Putting a stop to emotional eating

Putting a stop to emotional eating and overcoming cravings for carbohydrates- Iris’s story.

Iris was 78 and was finding it difficult to adjust to living alone since her husband had moved into a care home. She felt lonely and bored in the evenings and had been increasingly grazing on savoury snacks whilst she watched TV.  Her sleep was fitful and she sometimes got up in the night rather than lie awake, when she would go to the kitchen and have tea and toast. She also found that she had strong cravings for “rubbish” foods (biscuits and crisps) at various times of the day.

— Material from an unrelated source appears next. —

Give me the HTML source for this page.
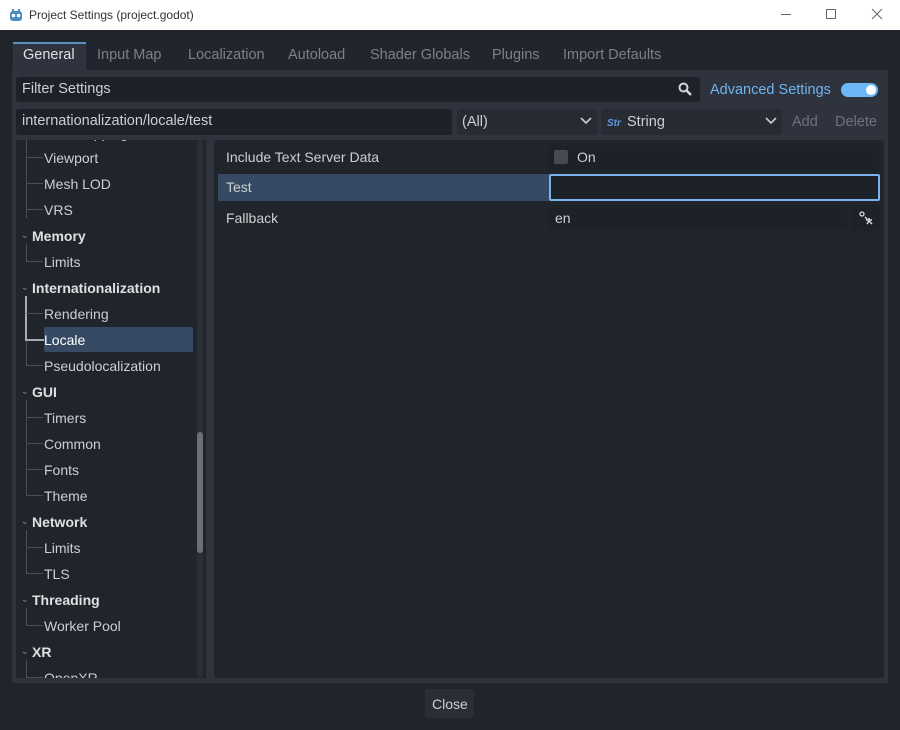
<!DOCTYPE html>
<html><head><meta charset="utf-8"><style>
*{margin:0;padding:0;box-sizing:border-box}
body{width:900px;height:730px;background:#20242b;font-family:"Liberation Sans",sans-serif;font-size:14px;color:#cdcfd2;position:relative;overflow:hidden}
.a{position:absolute}
.t{position:absolute;white-space:nowrap;line-height:18px}
.tb{position:absolute;top:0;left:0;width:900px;height:30px;background:#fff;color:#444;font-size:12px}
.tab{position:absolute;top:47px;color:#7d8087;font-size:14.5px}
.tree .t{color:#cdcfd2;margin-top:1px}
.cat{font-weight:bold;color:#dfe0e2 !important}
.hl{position:absolute;height:1px;background:#4a4e56}
.vl{position:absolute;width:1px;background:#4a4e56}
.arr{position:absolute;font-size:9px;color:#8a8d93}
</style></head><body>
<div class="tb">
  <svg class="a" style="left:9px;top:8px" width="14" height="14" viewBox="0 0 14 14"><rect x="1" y="3" width="12" height="10" rx="3" fill="#478cbf"/><circle cx="4.5" cy="7.5" r="1.8" fill="#fff"/><circle cx="9.5" cy="7.5" r="1.8" fill="#fff"/><rect x="3" y="1" width="2" height="3" fill="#478cbf"/><rect x="9" y="1" width="2" height="3" fill="#478cbf"/></svg>
  <div class="t" style="left:29px;top:6px;color:#333">Project Settings (project.godot)</div>
  <div class="a" style="left:781px;top:14px;width:10px;height:1px;background:#666"></div>
  <div class="a" style="left:826px;top:9px;width:10px;height:10px;border:1px solid #666"></div>
  <svg class="a" style="left:871px;top:8px" width="12" height="12"><path d="M1 1L11 11M11 1L1 11" stroke="#666" stroke-width="1"/></svg>
</div>
<div class="a" style="left:12px;top:42px;width:876px;height:28px;background:#21252d"></div>
<div class="a" style="left:13px;top:42px;width:73px;height:28px;background:#2e333e;border-top:2px solid #5b8fc4"></div>
<div class="tab" style="left:23px;color:#dfe0e2">General</div>
<div class="tab" style="left:97px">Input Map</div>
<div class="tab" style="left:188px">Localization</div>
<div class="tab" style="left:288px">Autoload</div>
<div class="tab" style="left:370px">Shader Globals</div>
<div class="tab" style="left:492px">Plugins</div>
<div class="tab" style="left:563px">Import Defaults</div>
<div class="a" style="left:12px;top:70px;width:876px;height:613px;background:#2e333e"></div>
<div class="a" style="left:16px;top:77px;width:684px;height:25px;background:#1d2128;border-radius:3px"></div>
<div class="t" style="left:22px;top:80px;font-size:14.5px">Filter Settings</div>
<svg class="a" style="left:678px;top:82px" width="14" height="14"><circle cx="5.5" cy="5.5" r="4" stroke="#d6d7d9" stroke-width="2" fill="none"/><path d="M8.5 8.5L13 13" stroke="#d6d7d9" stroke-width="2.4"/></svg>
<div class="t" style="left:710px;top:81px;color:#6fb5f0;font-size:14.5px">Advanced Settings</div>
<div class="a" style="left:841px;top:83px;width:37px;height:14px;border-radius:7px;background:#6cb7f5"></div>
<div class="a" style="left:866px;top:85px;width:10px;height:10px;border-radius:5px;background:#fff"></div>
<div class="a" style="left:16px;top:109px;width:436px;height:26px;background:#1d2128;border-radius:3px"></div>
<div class="t" style="left:22px;top:112px;font-size:14.5px">internationalization/locale/test</div>
<div class="a" style="left:457px;top:109px;width:140px;height:26px;background:#272b34;border-radius:3px"></div>
<div class="t" style="left:462px;top:113px;font-size:14.5px">(All)</div>
<svg class="a" style="left:580px;top:117px" width="12" height="8"><path d="M1 1L6 6L11 1" stroke="#ccc" stroke-width="1.6" fill="none"/></svg>
<div class="a" style="left:601px;top:109px;width:181px;height:26px;background:#272b34;border-radius:3px"></div>
<div class="t" style="left:607px;top:115px;font-size:10px;font-style:italic;font-weight:bold;color:#5d9be0">Str</div>
<div class="t" style="left:627px;top:113px;font-size:14.5px">String</div>
<svg class="a" style="left:765px;top:117px" width="12" height="8"><path d="M1 1L6 6L11 1" stroke="#ccc" stroke-width="1.6" fill="none"/></svg>
<div class="t" style="left:792px;top:113px;color:#6f737a;font-size:14.5px">Add</div>
<div class="t" style="left:835px;top:113px;color:#6f737a;font-size:14.5px">Delete</div>
<div class="a tree" style="left:16px;top:140px;width:190px;height:538px;background:#20242b;overflow:hidden">
  <div class="a" style="left:181px;top:0;width:6px;height:538px;background:#2a2e37;border-radius:3px"></div>
  <div class="a" style="left:181px;top:292px;width:6px;height:121px;background:#6b6f78;border-radius:3px"></div>
  <div class="t" style="left:28px;top:-17px">Tonemapping</div>
  <div class="vl" style="left:10px;top:0;height:78px"></div>
  <div class="hl" style="left:10px;top:17px;width:17px"></div><div class="t" style="left:28px;top:8px">Viewport</div>
  <div class="hl" style="left:10px;top:43px;width:17px"></div><div class="t" style="left:28px;top:34px">Mesh LOD</div>
  <div class="hl" style="left:10px;top:69px;width:17px"></div><div class="t" style="left:28px;top:60px">VRS</div>
  <div class="arr" style="left:5px;top:90px">&#8964;</div><div class="t cat" style="left:16px;top:86px">Memory</div>
  <div class="vl" style="left:10px;top:104px;height:17px"></div>
  <div class="hl" style="left:10px;top:121px;width:17px"></div><div class="t" style="left:28px;top:112px">Limits</div>
  <div class="arr" style="left:5px;top:142px">&#8964;</div><div class="t cat" style="left:16px;top:138px">Internationalization</div>
  <div class="vl" style="left:10px;top:156px;height:69px"></div>
  <div class="a" style="left:9px;top:156px;width:2px;height:44px;background:#a8abb0"></div>
  <div class="a" style="left:9px;top:199px;width:19px;height:2px;background:#a8abb0"></div>
  <div class="hl" style="left:10px;top:173px;width:17px"></div><div class="t" style="left:28px;top:164px">Rendering</div>
  <div class="a" style="left:28px;top:187px;width:149px;height:25px;background:#364b63;border-radius:2px"></div>
  <div class="t" style="left:28px;top:190px;color:#fff">Locale</div>
  <div class="hl" style="left:10px;top:225px;width:17px"></div><div class="t" style="left:28px;top:216px">Pseudolocalization</div>
  <div class="arr" style="left:5px;top:246px">&#8964;</div><div class="t cat" style="left:16px;top:242px">GUI</div>
  <div class="vl" style="left:10px;top:260px;height:95px"></div>
  <div class="hl" style="left:10px;top:277px;width:17px"></div><div class="t" style="left:28px;top:268px">Timers</div>
  <div class="hl" style="left:10px;top:303px;width:17px"></div><div class="t" style="left:28px;top:294px">Common</div>
  <div class="hl" style="left:10px;top:329px;width:17px"></div><div class="t" style="left:28px;top:320px">Fonts</div>
  <div class="hl" style="left:10px;top:355px;width:17px"></div><div class="t" style="left:28px;top:346px">Theme</div>
  <div class="arr" style="left:5px;top:376px">&#8964;</div><div class="t cat" style="left:16px;top:372px">Network</div>
  <div class="vl" style="left:10px;top:390px;height:43px"></div>
  <div class="hl" style="left:10px;top:407px;width:17px"></div><div class="t" style="left:28px;top:398px">Limits</div>
  <div class="hl" style="left:10px;top:433px;width:17px"></div><div class="t" style="left:28px;top:424px">TLS</div>
  <div class="arr" style="left:5px;top:454px">&#8964;</div><div class="t cat" style="left:16px;top:450px">Threading</div>
  <div class="vl" style="left:10px;top:468px;height:17px"></div>
  <div class="hl" style="left:10px;top:485px;width:17px"></div><div class="t" style="left:28px;top:476px">Worker Pool</div>
  <div class="arr" style="left:5px;top:506px">&#8964;</div><div class="t cat" style="left:16px;top:502px">XR</div>
  <div class="vl" style="left:10px;top:520px;height:17px"></div>
  <div class="hl" style="left:10px;top:537px;width:17px"></div><div class="t" style="left:28px;top:528px">OpenXR</div>
</div>
<div class="a" style="left:214px;top:140px;width:670px;height:538px;background:#20242b;border-radius:3px"></div>
<div class="a" style="left:549px;top:145px;width:330px;height:25px;background:#1d2128"></div>
<div class="t" style="left:226px;top:148px">Include Text Server Data</div>
<div class="a" style="left:554px;top:150px;width:14px;height:14px;background:#454a53;border-radius:2px"></div>
<div class="t" style="left:577px;top:148px">On</div>
<div class="a" style="left:218px;top:174px;width:331px;height:27px;background:#364b63"></div>
<div class="t" style="left:226px;top:178px">Test</div>
<div class="a" style="left:549px;top:174px;width:331px;height:27px;background:#1d2128;border:2px solid #78b4ea;border-radius:2px"></div>
<div class="t" style="left:226px;top:209px">Fallback</div>
<div class="a" style="left:549px;top:205px;width:298px;height:25px;background:#1d2128"></div>
<div class="t" style="left:555px;top:209px">en</div>
<div class="a" style="left:852px;top:205px;width:28px;height:25px;background:#1d2128"></div>
<svg class="a" style="left:859px;top:211px" width="14" height="14"><circle cx="3" cy="3" r="2" stroke="#ddd" stroke-width="1.3" fill="none"/><path d="M6 6L8 8M7 9h6M10 7v3M8 13l2-3 3 3" stroke="#ddd" stroke-width="1.5" fill="none"/></svg>
<div class="a" style="left:425px;top:689px;width:49px;height:29px;background:#2a2e37;border-radius:3px"></div>
<div class="t" style="left:432px;top:695px">Close</div>
</body></html>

Iris’s health had not been good recently. She was diabetic, had had a mild stroke and a hip replacement and she had gone to Weight Watchers, Slimming World and a hypnotist but unfortunately none of these had helped her to stop her evening and night-time snacking.

The work we did

Step 1: Knowing what to change

Using the Unhelpful Eating Habits Checklist Iris identified her unhelpful habits:

  • Emotional eating when bored or lonely in the evening
  • Eating toast and tea in the middle of the night when unable to sleep
  • Craving “rubbish” foods (crisps and biscuits) at times during the day

Step 2:  Dealing with the emotional eating

  • When we looked closely at the pattern of her emotional eating it became clear that Iris was eating in response to feelings of physical agitation when she felt lonely in the evening. She found that eating starchy foods such as buttered toast, biscuits or crisps relieved this feeling, but that she felt that she couldn’t stop eating those foods when she felt that way. I taught Iris a simple technique for reducing physical feelings of agitation, Thought Field Therapy, which is outlined in “Anxiety and How to Reduce it”.
  • To deal with the boredom, I asked Iris to think about things she could do whilst she watched TV in the evenings which would occupy her hands and mind more than just watching TV on its own. Iris decided that she would buy a jigsaw puzzle to do in the evenings whilst the TV was on and that she would read a book or newspaper as an alternative so that she could choose which she felt like doing on any particular evening.

Step 3: Dealing with night-time eating

  • Iris was aware that her night-time eating was nothing to do with feeling hungry, but happened when she couldn’t get back to sleep. Once she was not grazing on “rubbish” foods during the evening Iris found that it was easier not to get up in the night to eat. She was able to tell herself she didn’t need to eat.  If she felt agitated about being unable to go back to sleep she would either listen to a relaxation CD or use the TFT technique.  She still occasionally got up in the night and ate tea and toast, but only rarely when something had been particularly upsetting her.

Step 4: Dealing with cravings

  • Iris had found the TFT so helpful in reducing her feelings of loneliness-related agitation that she was interested in using the same technique to deal with cravings for starchy foods. She found that whenever she started to feel a craving for “rubbish” foods when she wasn’t hungry, by using a combination of TFT and distraction she was able to reduce the cravings and shift her attention to something else. Iris discovered that the cravings would soon pass.

The outcome 

Iris stopped her pattern of evening grazing and night-time eating and was delighted to find that she felt back in control of her eating. She lost 6 pounds over the course of 6 weeks and decided to continue the changes she had made under her own steam. She still felt lonely, but didn’t feel so bored in the evenings as she re-discovered a love of doing puzzles which she hadn’t done for years. Her grandchildren now did jigsaws with her when they came to visit.

In Iris’s own words:

“I have used the TFT very successfully. The main difference I’ve seen is that I haven’t been eating rubbish in the evenings.  I’m no longer eating the 2am tea and toast as I’m able to tell myself I don’t need it, and my carbohydrate cravings are down.”